Greece's relevant migration and asylum minister on Tuesday again pointed to neighboring Turkey and a smattering of NGOs for a spike in the number of Somali nationals being ferried over to a handful of Greek isles from the opposite Turkish coast.  

Minister Notis Mitarachis charged that specific NGOs are, in fact, paying for Somali nationals' air travel and visa, in order to bring them by plane to Istanbul, before overland transport from the Bosporus metropolis to the "mustering points" on the western Anatolia coast. The last part of the journey is carried out by migrant smugglers, who illegally ferry the would-immigrants to Greek isles.

Visas for entry into Turkey, the Greek minister said, are related to healthcare or study, but are merely a ruse used by criminal gangs.

"These transports must be stopped with every legal means. We do not want our country to become the (illegal) entry point of Europe," he said.

Greece has recently come under criticism by certain quarters in Europe for alleged "pushbacks" of migrants boats carrying third country nationals towards Greek isles, and after the latter are "pushed forward" by migrant smugglers -- and, account to counter-criticism, by shady NGOs and the official Turkey state itself.

The allegation of illegal "pushbacks" is also a standing leitmotif of "no border" activists, NGOs and left-leaning media.

In comments to foreign correspondents, Mitarachis pointed to continued Turkish provocations in the eastern Aegean, with the latest expression being the heightened trafficking of Somali nationals.

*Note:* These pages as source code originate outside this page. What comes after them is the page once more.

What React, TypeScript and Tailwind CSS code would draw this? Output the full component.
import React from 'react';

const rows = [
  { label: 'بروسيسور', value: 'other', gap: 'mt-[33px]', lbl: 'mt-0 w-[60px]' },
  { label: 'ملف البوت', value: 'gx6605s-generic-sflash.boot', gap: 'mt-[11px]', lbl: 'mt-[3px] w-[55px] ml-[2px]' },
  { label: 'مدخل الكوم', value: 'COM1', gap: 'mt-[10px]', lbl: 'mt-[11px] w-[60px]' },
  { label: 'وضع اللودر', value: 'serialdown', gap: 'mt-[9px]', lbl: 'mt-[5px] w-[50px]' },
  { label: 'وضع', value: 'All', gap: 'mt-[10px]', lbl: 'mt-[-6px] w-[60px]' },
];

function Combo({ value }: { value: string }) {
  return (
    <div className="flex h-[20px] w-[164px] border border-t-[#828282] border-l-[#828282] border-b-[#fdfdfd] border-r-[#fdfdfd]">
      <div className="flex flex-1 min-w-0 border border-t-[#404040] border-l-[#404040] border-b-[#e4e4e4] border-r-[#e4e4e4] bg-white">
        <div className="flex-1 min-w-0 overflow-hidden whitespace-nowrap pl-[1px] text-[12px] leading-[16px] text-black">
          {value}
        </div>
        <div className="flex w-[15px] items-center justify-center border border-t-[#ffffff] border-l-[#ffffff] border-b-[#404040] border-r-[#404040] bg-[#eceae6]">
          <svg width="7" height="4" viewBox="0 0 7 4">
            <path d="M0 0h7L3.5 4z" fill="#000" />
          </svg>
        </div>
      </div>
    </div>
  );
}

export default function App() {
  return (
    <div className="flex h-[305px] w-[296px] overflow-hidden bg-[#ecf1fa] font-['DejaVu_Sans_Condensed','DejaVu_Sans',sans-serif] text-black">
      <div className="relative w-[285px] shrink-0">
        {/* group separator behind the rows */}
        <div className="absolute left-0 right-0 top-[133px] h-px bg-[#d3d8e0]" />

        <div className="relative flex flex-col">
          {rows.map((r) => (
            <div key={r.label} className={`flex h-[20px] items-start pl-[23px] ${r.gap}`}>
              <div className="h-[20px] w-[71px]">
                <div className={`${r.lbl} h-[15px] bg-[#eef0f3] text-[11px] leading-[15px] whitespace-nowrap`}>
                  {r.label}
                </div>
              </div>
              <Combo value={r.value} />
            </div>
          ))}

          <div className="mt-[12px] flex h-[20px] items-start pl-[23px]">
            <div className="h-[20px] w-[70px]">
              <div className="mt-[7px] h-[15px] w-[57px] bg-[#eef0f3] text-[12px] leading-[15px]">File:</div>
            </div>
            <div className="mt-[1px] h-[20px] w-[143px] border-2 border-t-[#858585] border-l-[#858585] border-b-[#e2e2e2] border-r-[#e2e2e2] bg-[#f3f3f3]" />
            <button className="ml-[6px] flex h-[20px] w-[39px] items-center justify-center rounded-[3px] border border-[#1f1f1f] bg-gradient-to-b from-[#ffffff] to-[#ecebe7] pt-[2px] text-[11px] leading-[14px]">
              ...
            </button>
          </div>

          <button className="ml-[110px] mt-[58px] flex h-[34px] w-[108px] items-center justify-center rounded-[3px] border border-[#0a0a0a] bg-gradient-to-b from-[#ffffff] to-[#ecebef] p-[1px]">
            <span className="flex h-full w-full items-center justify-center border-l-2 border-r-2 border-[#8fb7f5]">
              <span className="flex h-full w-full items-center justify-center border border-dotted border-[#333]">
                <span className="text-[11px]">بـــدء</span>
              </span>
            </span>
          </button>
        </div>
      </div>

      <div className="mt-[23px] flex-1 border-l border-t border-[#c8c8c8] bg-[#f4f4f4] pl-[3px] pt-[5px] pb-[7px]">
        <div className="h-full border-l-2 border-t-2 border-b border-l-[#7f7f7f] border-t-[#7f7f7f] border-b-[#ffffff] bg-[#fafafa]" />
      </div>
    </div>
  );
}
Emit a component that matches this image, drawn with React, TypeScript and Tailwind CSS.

He added that Athens has asked the European Commission and the UN's High Commissioner for Refugees to intervene with Ankara so that the systemic trafficking of people stops, as this illegal practice also costs lives.

“Currently there are between 2,000 to 3,000 migrants on the Turkish west coast,” he said, while adding that out of the 214 illegal migrants that reached Lesvos recently, 142 were from Somalia.

The increasingly autocratic and now unabashedly Islamist administration has cultivated very close relations with the shaky Somali government mostly centered in Mogadishu, including military assistance and even the dispatch of "advisers" to the strife-plagued Horn of Africa country.

These bilateral ties, in fact, include direct flights from Somalia to Istanbul, whereby numerous would-be migrants and professed asylum-seekers arrive on Europe's external borders by plane.